Tracing the Owner of an Abandoned Property
Once you’ve identified an abandoned property for sale that catches your interest, the next step is to find out who owns it. This can be a bit of a detective exercise, but there are several methods you can employ:
- Land Registry: The UK Land Registry contains ownership information for all properties and is usually the most straightforward way to trace an owner.
- Local Authority: Councils often hold information about empty properties as part of their housing strategy. They can sometimes assist in tracing owners, particularly if the property has become a public nuisance.
- Neighbourhood Enquiries: Neighbours can often provide information about the property owner or at least direct you to someone who can.
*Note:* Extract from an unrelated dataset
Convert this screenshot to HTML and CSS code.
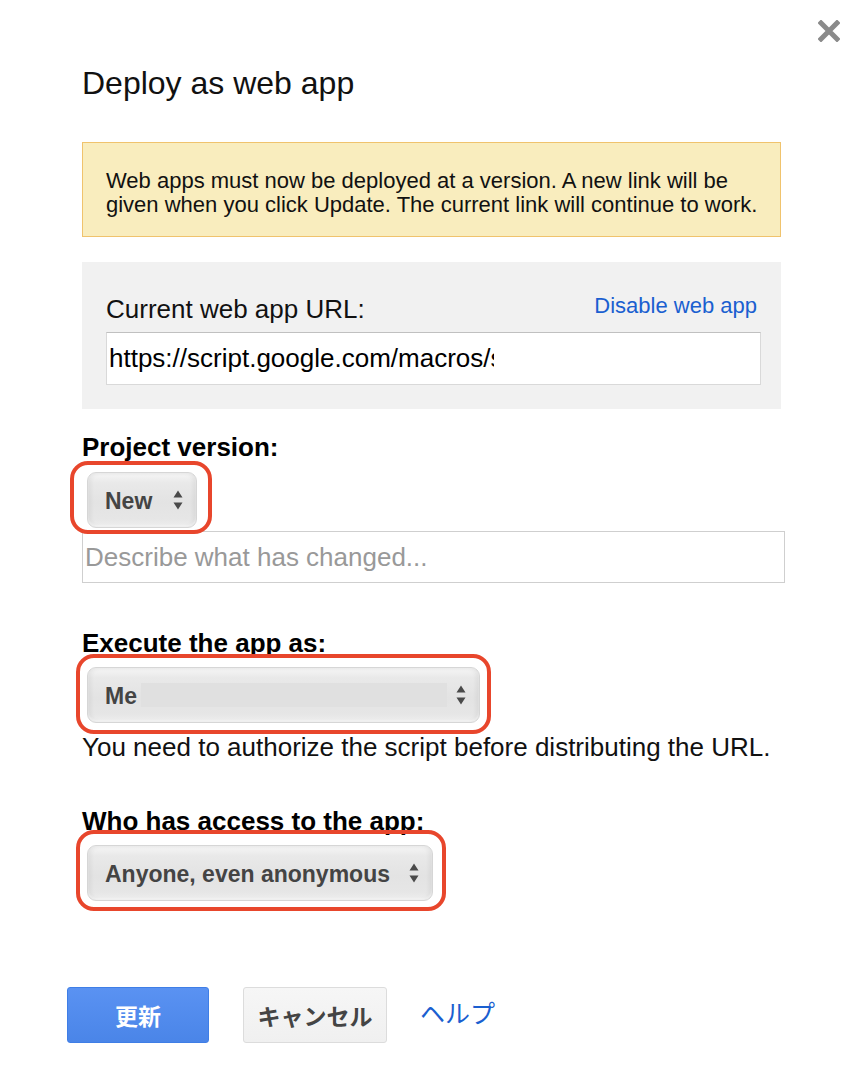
FILE: index.html
```html
<!DOCTYPE html>
<html lang="en">
<head>
<meta charset="utf-8">
<title>Deploy as web app</title>
<link rel="stylesheet" href="styles.css">
</head>
<body>
<div class="dialog">
  <button class="close" aria-label="Close">
    <svg width="22" height="22" viewBox="0 0 22 22"><path d="M3 3 L19 19 M19 3 L3 19" stroke="#8a8a8a" stroke-width="5" stroke-linecap="square" fill="none"/></svg>
  </button>

  <h1 class="title">Deploy as web app</h1>

  <div class="notice">Web apps must now be deployed at a version. A new link will be given when you click Update. The current link will continue to work.</div>

  <div class="url-panel">
    <div class="url-head">
      <span class="url-label">Current web app URL:</span>
      <a class="disable-link" href="#">Disable web app</a>
    </div>
    <div class="url-field"><span class="url-clip">https://script.google.com/macros/s</span></div>
  </div>

  <div class="field-label label-version">Project version:</div>
  <div class="hl hl-version">
    <div class="select sel-new">
      <span class="sel-text">New</span>
      <svg class="arrows" width="10" height="22" viewBox="0 0 10 22"><path d="M5 1.5 L9.5 8.5 L0.5 8.5 Z M0.5 13.5 L9.5 13.5 L5 20.5 Z" fill="#4a4a4a"/></svg>
    </div>
  </div>
  <input class="describe" type="text" placeholder="Describe what has changed...">

  <div class="field-label label-exec">Execute the app as:</div>
  <div class="hl hl-exec">
    <div class="select sel-me">
      <span class="sel-text">Me</span>
      <span class="redacted"></span>
      <svg class="arrows" width="10" height="22" viewBox="0 0 10 22"><path d="M5 1.5 L9.5 8.5 L0.5 8.5 Z M0.5 13.5 L9.5 13.5 L5 20.5 Z" fill="#4a4a4a"/></svg>
    </div>
  </div>
  <div class="note">You need to authorize the script before distributing the URL.</div>

  <div class="field-label label-access">Who has access to the app:</div>
  <div class="hl hl-access">
    <div class="select sel-anyone">
      <span class="sel-text">Anyone, even anonymous</span>
      <svg class="arrows" width="10" height="22" viewBox="0 0 10 22"><path d="M5 1.5 L9.5 8.5 L0.5 8.5 Z M0.5 13.5 L9.5 13.5 L5 20.5 Z" fill="#4a4a4a"/></svg>
    </div>
  </div>

  <div class="actions">
    <button class="btn btn-primary">更新</button>
    <button class="btn btn-cancel">キャンセル</button>
    <a class="help" href="#">ヘルプ</a>
  </div>
</div>
</body>
</html>
```

FILE: styles.css
```css
* { box-sizing: border-box; }

html, body {
  margin: 0;
  padding: 0;
  background: #fff;
}

body {
  font-family: "Liberation Sans", Arial, "Noto Sans CJK JP", sans-serif;
  color: #000;
}

.dialog {
  position: relative;
  width: 866px;
  min-height: 1078px;
  padding: 65px 81px 0 82px;
}

.close {
  position: absolute;
  top: 20px;
  left: 818px;
  width: 22px;
  height: 22px;
  padding: 0;
  border: 0;
  background: none;
  cursor: pointer;
  filter: blur(0.4px);
}
.close svg { display: block; }

.title {
  margin: 0;
  font-size: 32px;
  font-weight: normal;
  line-height: 36px;
  color: #111;
}

.notice {
  margin-top: 41px;
  width: 699px;
  height: 95px;
  padding: 26px 12px 0 23px;
  background: #f9edbe;
  border: 1px solid #f0c36d;
  font-size: 22px;
  line-height: 24px;
  color: #111;
}

.url-panel {
  margin-top: 25px;
  width: 699px;
  padding: 32px 20px 24px 24px;
  background: #f1f1f1;
}

.url-head {
  display: flex;
  justify-content: space-between;
  align-items: flex-start;
}

.url-label {
  font-size: 26px;
  line-height: 30px;
  color: #111;
}

.disable-link {
  margin-right: 4px;
  font-size: 22px;
  line-height: 24px;
  color: #1a5fd0;
  text-decoration: none;
}

.url-field {
  margin-top: 8px;
  height: 53px;
  padding: 0 2px;
  background: #fff;
  border: 1px solid #d9d9d9;
  border-top-color: #c0c0c0;
  font-size: 26px;
  line-height: 51px;
  color: #000;
  white-space: nowrap;
  overflow: hidden;
}
.url-clip {
  display: inline-block;
  width: 385px;
  overflow: hidden;
  vertical-align: top;
}

.field-label {
  font-size: 26px;
  line-height: 30px;
  font-weight: bold;
}
.label-version { margin-top: 23px; }
.label-exec { margin-top: 45px; }
.label-access { margin-top: 44px; }

.hl {
  position: relative;
  width: fit-content;
  margin-left: 5px;
  margin-top: 10px;
}
.hl::after {
  content: "";
  position: absolute;
  border: 4px solid #e8462c;
  border-radius: 18px;
  pointer-events: none;
}
.hl-version::after { top: -11px; left: -17px; right: -15px; bottom: -6px; }
.hl-exec { margin-top: 9px; }
.hl-exec::after { top: -13px; left: -11px; right: -11px; bottom: -11px; }
.hl-access { margin-top: 9px; }
.hl-access::after { top: -15px; left: -11px; right: -13px; bottom: -10px; }

.select {
  display: flex;
  align-items: center;
  height: 56px;
  padding: 3px 13px 0 17px;
  border: 1px solid #d6d6d6;
  border-radius: 9px;
  background: linear-gradient(to bottom, #f6f6f6 0%, #e9e9e9 18%, #e3e3e3 55%, #e6e6e6 85%, #eeeeee 100%);
  box-shadow: inset 3px 0 4px rgba(0,0,0,0.05), inset -3px 0 4px rgba(0,0,0,0.05), inset 0 -2px 2px rgba(255,255,255,0.7);
}
.sel-text {
  font-size: 23px;
  font-weight: bold;
  color: #444;
  white-space: nowrap;
}
.arrows { display: block; margin-left: auto; margin-top: -3px; flex: none; }

.sel-new { width: 110px; }
.sel-me { width: 393px; }
.sel-anyone { width: 346px; }

.redacted {
  display: block;
  width: 306px;
  height: 24px;
  margin-left: 4px;
  margin-top: -3px;
  background: #e0e0e0;
}

.describe {
  display: block;
  margin: 3px 0 0;
  width: 703px;
  height: 52px;
  padding: 0 2px;
  border: 1px solid #cfcfcf;
  border-radius: 0;
  font-family: inherit;
  font-size: 26px;
  color: #000;
  background: #fff;
  outline: none;
}
.describe::placeholder { color: #999; }

.note {
  margin-top: 9px;
  font-size: 26px;
  line-height: 30px;
  color: #111;
}

.actions {
  display: flex;
  align-items: center;
  margin-top: 86px;
  margin-left: -15px;
}

.btn {
  height: 56px;
  border-radius: 3px;
  font-family: "Liberation Sans", "Noto Sans CJK JP", sans-serif;
  font-size: 23px;
  font-weight: bold;
  padding: 0;
  cursor: pointer;
}
.btn-primary {
  width: 142px;
  color: #fff;
  background: linear-gradient(to bottom, #5a92f2, #4a85e8);
  border: 1px solid #3f7ee6;
}
.btn-cancel {
  width: 144px;
  margin-left: 34px;
  color: #444;
  background: linear-gradient(to bottom, #f6f6f6, #f0f0f0);
  border: 1px solid #dcdcdc;
}

.help {
  margin-left: 33px;
  margin-top: -6px;
  font-family: "Noto Sans CJK JP", sans-serif;
  font-size: 25px;
  color: #1a5fd0;
  text-decoration: none;
}
```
- Legal Notices: Some properties may have legal notices posted on them, indicating proceedings like foreclosure, which can contain contact information for the legal owner or representing firm.
- Public Records: Other public records, like probate registries for properties owned by deceased persons, can also be useful in tracing ownership.
By combining these methods, you’ll have a higher chance of successfully tracing the owner and potentially securing the property before it even gets listed on the open market.